- 編集後記 -

自分を知る本 SEX・恋愛・結婚編

白状すると、本書の企画は、営業的な理由から立案した。
前作の『自分を知る本』は、発売から数年経っているが返品率は10%台、現在8刷のロングセラー。好成績と言っていい。それでも書店で平積みをキープするのはむずかしい。書店に届く新刊が多いため(1日200冊~300冊と言われている)、刊行から時間が経つと好成績であっても返品されてしまう。
「シリーズ2作目を出せば、前作をもう一度店頭に並べるチャンスが生まれる」。そう思って二作目を考えた。

最初の企画書は『恋愛・結婚編』としていた。橙花さんが以前おっしゃっていた「数秘は婚活に使える」という一言を思い出して、数字ごとのアプローチ法を柱に本を作っていこうとしていた。
企画書をお送りすると、橙花さんから「実は、取り組んでみたいコンテンツがあるんです」とLINEが届いた。「セックスと数秘についてなんです」と続く。
おおお! それはめちゃくちゃおもしろそうではないか! 自分で企画を立てといてなんだが「恋愛・結婚」でそそられなかったのが、「数秘×セックスならば深まりそう!」と勢いが出た。
橙花さんがなぜ「セックスと数秘」を研究したかったのか。その理由は、

・セックスレスで悩む人が本当に多い。「占いの現場」にいるからこそ切実な悩みを知ることができる

・社会性を優先するあまり、自分の心、そして体をないがしろにして苦しむ例をたくさん見ている

・体の欲求に耳を傾け、体を大切にすることこそが、自分を知るということではないか

・体を使って楽しめる期間は、意外と短い。体は一生につきひとつだけ。せっかくひとつの体をもらったのだから、欲を開放して、体で生きてほしい。

など、非常にまじめで真摯な思いがあった。

シリーズの続編ではあるが、単純な「続き」にはならなかった。牛久保さんのみずみずしいフルーツのイラストも進化しているし、アルビレオさんのデザインも、文字のレイアウトは前作と同じなのに、色味や色校への指示などがいまっぽいし新しいなあと感じた。

いちばん進化しているのは、著者の橙花さん。制作中何度も、「前作に書いてあることと違いますが……」と問い合わせた。
前作を愛読くださっている読者の方に矛盾を感じてほしくなかったからだ。
橙花さんからは「数年前はそうとらえてたけど、最近考えが変わってきた」「本質だけ見るとそうなんだけど、結婚となるとまったく違う面が見える」などとの返事。
「えー!!そんなに変わるもんかな」と思って、疑問点や矛盾に感じる点を一つひとつ聞いてみた。納得できるまでしつこく聞いたら、「なるほど!」と思えるところに辿りつける。さすが橙花さん!といつも思った。そして、そうやって深掘りしながら作り込んでいくことが、すごく楽しかった。

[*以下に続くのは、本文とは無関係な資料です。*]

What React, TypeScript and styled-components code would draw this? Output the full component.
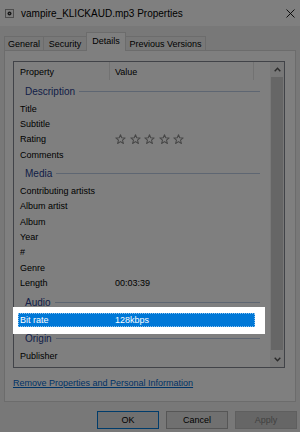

「単行本は水物。一つひとつまったく違う。だからマーケティングなんかできない」。はじめて入った会社のS先輩が言っていた言葉だ。今回、特にそのことを実感した。

編集者として新しい挑戦をすることと、既刊を売り伸ばすための商品展開をする、ということ。このふたつについて、自分のなかでうまく折り合いがつけられないことがある。
既刊を売り伸ばす大切さを心底実感しながらも、どうしても「新ジャンルに挑戦しないのはダサい」と思ってしまうからだ。
でも今回、シリーズ展開も「新たな挑戦」になることを橙花さん、イラストレーターさん、デザイナーさんが思い出させてくれた。
本は本当に「水物」で、だからこそ作るのが大変でおもしろい。
みなさま、今回も本当にありがとうございました。深謝。